EXERCISE DETAILS
Within the material below, find each line bearing the word "styles" and present it.

INPUT ROWS
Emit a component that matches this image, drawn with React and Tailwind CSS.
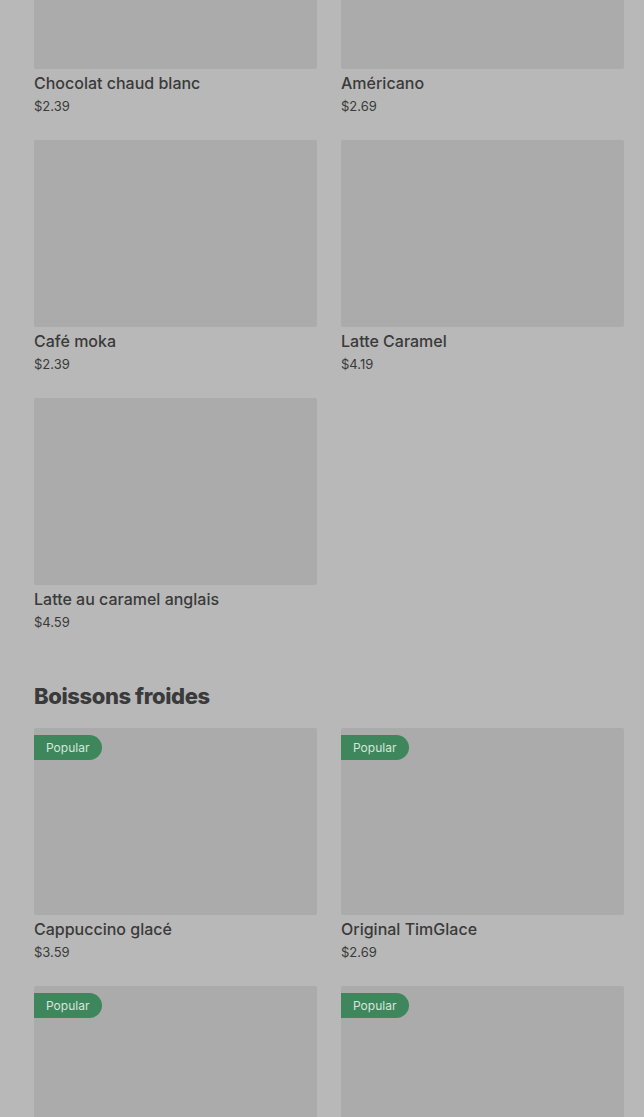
--
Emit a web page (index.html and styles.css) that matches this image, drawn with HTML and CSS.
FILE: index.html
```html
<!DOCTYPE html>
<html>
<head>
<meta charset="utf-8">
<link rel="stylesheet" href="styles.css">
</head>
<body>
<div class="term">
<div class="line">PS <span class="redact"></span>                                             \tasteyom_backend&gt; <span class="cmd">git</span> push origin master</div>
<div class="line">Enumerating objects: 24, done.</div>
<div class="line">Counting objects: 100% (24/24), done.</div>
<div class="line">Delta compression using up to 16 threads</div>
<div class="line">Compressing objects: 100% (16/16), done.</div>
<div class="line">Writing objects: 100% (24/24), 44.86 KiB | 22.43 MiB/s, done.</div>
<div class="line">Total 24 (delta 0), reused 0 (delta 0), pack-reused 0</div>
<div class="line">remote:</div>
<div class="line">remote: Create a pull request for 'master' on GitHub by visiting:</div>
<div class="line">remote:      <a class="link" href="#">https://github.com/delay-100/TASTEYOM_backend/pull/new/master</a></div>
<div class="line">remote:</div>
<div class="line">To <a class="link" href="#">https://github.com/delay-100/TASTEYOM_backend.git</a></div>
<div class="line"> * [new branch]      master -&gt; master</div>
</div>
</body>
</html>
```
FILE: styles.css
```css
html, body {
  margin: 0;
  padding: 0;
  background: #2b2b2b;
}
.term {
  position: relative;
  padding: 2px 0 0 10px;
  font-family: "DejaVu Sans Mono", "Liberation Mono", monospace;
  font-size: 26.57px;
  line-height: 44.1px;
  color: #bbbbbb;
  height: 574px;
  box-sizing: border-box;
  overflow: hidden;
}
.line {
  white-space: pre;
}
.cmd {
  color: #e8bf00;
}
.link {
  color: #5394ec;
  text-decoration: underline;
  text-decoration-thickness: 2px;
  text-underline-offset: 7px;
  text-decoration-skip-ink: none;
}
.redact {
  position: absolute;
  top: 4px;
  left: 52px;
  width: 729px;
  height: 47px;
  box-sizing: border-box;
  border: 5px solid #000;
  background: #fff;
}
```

FINAL ANSWER
Emit a web page (index.html and styles.css) that matches this image, drawn with HTML and CSS.
<link rel="stylesheet" href="styles.css">
FILE: styles.css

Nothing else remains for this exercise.